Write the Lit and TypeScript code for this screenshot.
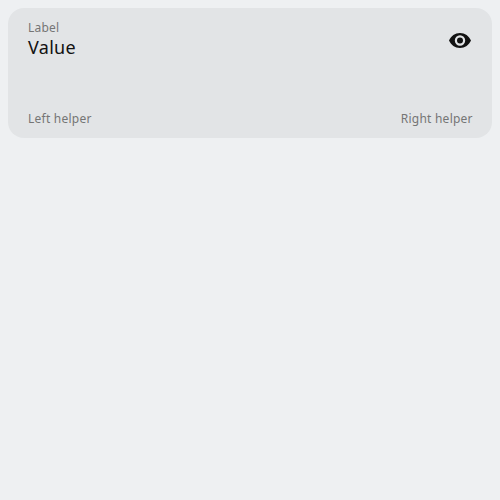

---

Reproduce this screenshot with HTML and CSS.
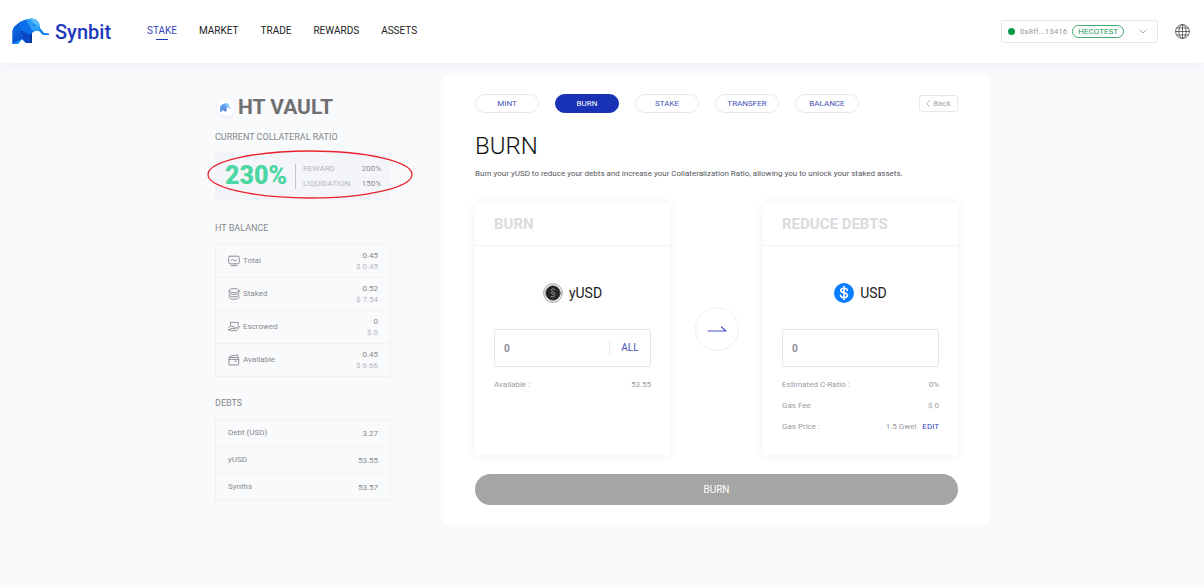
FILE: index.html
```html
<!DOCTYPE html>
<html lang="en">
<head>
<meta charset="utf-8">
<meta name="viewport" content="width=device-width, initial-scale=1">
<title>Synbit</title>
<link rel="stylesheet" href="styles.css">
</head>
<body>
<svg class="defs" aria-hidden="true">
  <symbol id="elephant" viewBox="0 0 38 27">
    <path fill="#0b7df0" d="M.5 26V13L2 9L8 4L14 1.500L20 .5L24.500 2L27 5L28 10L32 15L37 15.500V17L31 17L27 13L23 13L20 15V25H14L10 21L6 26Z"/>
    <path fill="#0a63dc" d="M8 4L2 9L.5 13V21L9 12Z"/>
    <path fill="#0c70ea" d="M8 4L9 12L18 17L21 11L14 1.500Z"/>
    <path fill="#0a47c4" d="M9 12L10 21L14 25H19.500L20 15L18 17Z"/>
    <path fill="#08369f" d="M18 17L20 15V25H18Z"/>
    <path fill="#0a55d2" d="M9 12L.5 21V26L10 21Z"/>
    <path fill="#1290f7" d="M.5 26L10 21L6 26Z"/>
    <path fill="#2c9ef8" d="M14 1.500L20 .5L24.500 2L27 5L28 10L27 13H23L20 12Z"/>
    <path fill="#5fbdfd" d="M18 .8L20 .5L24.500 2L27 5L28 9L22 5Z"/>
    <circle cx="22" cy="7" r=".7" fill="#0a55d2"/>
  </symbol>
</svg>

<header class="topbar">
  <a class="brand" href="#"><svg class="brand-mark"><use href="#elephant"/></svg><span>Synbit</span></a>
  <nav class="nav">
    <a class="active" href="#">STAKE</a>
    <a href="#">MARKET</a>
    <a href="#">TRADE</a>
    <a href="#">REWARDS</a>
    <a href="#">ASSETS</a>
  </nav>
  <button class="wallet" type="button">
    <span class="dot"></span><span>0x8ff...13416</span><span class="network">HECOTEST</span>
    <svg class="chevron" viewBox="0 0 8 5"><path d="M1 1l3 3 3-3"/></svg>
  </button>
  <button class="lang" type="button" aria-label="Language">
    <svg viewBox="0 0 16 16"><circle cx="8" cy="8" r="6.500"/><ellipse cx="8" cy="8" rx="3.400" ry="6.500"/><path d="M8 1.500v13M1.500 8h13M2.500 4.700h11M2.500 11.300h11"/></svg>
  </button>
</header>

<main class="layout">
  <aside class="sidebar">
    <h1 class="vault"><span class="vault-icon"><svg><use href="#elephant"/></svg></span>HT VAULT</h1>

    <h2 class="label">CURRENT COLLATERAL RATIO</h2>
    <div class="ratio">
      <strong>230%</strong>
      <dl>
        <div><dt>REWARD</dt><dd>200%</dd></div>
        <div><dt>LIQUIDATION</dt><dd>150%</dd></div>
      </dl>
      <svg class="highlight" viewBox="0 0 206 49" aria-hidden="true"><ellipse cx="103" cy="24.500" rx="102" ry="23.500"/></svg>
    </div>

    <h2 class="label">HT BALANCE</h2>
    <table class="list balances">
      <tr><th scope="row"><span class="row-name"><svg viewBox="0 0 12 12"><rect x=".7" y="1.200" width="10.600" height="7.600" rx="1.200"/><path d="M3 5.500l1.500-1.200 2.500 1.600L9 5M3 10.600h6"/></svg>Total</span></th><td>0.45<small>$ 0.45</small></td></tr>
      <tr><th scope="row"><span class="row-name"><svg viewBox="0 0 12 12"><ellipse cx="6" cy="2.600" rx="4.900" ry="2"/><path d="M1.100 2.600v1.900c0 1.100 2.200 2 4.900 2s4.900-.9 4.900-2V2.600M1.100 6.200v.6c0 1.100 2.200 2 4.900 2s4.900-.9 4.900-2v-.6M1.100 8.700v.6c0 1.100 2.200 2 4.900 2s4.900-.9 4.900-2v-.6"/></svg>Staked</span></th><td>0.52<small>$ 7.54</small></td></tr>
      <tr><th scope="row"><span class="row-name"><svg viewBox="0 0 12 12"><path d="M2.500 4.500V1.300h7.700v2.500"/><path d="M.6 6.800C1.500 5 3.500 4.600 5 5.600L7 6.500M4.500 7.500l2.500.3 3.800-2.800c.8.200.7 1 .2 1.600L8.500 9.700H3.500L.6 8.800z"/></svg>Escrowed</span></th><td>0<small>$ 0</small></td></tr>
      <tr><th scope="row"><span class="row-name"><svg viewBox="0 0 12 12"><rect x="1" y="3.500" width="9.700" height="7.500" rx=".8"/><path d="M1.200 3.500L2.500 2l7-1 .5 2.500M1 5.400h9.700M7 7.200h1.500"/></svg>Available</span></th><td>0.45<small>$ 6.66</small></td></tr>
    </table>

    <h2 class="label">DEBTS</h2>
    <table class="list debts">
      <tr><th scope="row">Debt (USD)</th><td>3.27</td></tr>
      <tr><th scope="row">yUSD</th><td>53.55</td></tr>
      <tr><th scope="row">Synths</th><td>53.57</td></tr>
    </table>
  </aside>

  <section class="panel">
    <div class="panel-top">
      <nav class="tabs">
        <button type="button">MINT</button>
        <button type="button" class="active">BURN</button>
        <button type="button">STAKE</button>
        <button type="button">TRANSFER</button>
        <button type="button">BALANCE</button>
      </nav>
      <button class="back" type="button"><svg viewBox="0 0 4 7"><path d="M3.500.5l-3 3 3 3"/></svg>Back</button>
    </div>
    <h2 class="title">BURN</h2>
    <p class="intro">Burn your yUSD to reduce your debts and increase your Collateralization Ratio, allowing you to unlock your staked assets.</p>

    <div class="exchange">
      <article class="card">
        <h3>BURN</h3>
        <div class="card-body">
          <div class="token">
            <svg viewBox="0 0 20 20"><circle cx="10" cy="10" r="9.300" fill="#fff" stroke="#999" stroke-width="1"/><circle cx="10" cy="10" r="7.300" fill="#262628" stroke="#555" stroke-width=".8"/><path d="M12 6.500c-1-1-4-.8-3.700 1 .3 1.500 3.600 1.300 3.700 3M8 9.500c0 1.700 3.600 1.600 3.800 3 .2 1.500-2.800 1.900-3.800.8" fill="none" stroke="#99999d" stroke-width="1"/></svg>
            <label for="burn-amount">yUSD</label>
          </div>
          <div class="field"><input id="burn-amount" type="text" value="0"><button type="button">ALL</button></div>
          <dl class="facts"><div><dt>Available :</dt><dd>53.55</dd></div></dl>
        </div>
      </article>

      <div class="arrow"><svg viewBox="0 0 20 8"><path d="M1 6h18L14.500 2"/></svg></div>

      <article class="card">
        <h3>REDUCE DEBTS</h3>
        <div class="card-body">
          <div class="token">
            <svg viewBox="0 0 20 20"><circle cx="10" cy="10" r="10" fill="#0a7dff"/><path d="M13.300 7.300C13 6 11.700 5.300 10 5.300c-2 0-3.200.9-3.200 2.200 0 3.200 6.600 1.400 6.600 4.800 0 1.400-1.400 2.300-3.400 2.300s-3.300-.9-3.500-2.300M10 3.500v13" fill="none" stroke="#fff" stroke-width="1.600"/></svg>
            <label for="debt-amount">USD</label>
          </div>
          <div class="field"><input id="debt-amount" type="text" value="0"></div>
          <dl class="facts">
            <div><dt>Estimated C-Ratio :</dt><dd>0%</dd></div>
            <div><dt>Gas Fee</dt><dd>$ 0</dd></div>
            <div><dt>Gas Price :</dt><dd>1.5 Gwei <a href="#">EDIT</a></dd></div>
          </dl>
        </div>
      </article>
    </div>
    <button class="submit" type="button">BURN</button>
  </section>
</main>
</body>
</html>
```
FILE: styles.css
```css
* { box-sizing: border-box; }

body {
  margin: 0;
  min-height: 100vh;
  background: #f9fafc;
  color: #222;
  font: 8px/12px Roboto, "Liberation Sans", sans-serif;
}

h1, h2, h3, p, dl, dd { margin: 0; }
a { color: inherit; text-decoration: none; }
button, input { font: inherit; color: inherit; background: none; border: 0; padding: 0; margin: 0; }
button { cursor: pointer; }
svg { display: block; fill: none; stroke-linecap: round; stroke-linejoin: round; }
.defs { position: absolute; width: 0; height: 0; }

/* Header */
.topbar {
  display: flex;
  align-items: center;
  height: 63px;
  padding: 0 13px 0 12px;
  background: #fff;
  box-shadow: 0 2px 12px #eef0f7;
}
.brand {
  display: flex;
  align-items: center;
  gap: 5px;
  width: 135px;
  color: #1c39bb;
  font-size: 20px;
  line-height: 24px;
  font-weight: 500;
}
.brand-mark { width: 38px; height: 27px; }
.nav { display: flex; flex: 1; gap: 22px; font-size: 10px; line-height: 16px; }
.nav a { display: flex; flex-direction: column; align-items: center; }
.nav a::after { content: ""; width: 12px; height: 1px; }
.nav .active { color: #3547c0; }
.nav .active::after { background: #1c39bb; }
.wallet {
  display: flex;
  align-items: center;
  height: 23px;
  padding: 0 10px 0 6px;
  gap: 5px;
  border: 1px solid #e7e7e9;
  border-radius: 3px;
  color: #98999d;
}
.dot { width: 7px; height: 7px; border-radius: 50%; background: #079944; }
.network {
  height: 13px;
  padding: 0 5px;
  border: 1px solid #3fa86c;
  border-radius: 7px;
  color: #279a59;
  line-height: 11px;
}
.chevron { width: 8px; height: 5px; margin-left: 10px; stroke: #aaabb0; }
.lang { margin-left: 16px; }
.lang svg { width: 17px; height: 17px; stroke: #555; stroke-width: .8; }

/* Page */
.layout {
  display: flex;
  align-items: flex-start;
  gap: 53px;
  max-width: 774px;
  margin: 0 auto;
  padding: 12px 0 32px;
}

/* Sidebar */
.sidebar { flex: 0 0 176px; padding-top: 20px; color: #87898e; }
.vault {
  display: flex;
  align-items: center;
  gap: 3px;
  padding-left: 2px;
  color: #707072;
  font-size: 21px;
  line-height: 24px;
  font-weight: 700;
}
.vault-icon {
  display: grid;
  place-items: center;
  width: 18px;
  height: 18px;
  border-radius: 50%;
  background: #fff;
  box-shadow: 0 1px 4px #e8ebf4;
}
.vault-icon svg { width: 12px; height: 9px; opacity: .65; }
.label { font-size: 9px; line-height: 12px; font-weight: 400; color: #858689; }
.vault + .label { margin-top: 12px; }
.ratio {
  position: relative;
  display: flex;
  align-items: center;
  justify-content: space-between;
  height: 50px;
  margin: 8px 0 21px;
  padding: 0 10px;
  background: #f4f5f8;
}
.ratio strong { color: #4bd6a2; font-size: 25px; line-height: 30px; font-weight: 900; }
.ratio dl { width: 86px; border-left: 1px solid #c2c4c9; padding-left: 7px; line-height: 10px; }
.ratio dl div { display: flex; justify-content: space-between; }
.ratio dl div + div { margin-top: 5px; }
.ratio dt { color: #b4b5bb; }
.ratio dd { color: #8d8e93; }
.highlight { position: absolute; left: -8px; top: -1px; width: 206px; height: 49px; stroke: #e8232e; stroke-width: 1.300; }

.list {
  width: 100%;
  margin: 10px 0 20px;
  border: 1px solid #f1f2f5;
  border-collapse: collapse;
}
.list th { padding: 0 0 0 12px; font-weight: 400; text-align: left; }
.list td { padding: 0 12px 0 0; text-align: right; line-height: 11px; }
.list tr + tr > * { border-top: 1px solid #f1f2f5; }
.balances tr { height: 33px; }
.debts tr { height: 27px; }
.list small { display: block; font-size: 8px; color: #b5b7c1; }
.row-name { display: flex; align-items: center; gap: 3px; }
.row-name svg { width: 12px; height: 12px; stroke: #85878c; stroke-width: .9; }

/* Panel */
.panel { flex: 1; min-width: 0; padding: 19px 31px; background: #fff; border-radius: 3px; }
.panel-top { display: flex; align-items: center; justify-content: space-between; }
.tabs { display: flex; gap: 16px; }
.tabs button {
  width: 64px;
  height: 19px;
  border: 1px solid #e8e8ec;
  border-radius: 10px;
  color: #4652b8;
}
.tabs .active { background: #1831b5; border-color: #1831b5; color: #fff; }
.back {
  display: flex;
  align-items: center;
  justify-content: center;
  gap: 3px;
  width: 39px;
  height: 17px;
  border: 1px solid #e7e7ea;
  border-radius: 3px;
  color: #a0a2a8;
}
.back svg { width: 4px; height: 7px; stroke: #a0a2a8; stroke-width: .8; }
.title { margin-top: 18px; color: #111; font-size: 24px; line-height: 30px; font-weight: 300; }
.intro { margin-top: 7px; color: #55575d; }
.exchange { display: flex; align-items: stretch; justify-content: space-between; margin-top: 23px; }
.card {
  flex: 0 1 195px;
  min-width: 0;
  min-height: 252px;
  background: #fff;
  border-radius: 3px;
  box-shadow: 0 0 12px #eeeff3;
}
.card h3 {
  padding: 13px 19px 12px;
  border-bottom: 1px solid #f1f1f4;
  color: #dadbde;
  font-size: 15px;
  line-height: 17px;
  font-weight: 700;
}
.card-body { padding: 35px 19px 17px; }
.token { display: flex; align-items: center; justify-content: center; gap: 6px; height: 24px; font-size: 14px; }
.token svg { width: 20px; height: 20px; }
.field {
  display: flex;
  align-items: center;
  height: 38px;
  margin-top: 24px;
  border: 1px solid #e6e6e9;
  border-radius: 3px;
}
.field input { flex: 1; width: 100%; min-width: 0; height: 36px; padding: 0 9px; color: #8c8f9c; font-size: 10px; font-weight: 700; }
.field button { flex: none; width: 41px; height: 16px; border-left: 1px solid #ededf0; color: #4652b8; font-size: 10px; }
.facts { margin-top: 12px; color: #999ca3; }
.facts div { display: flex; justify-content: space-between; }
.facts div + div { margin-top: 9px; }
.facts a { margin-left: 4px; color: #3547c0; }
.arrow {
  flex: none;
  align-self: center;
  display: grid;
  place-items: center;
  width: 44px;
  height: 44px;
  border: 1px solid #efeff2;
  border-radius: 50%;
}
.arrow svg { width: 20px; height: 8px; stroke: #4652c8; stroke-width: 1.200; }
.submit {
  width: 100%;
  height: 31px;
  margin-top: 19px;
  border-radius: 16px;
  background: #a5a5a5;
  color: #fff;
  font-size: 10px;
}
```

__DO THIS__
In the records above, collect each line with "screenshot".

__REPLY__
Write the Lit and TypeScript code for this screenshot.
Reproduce this screenshot with HTML and CSS.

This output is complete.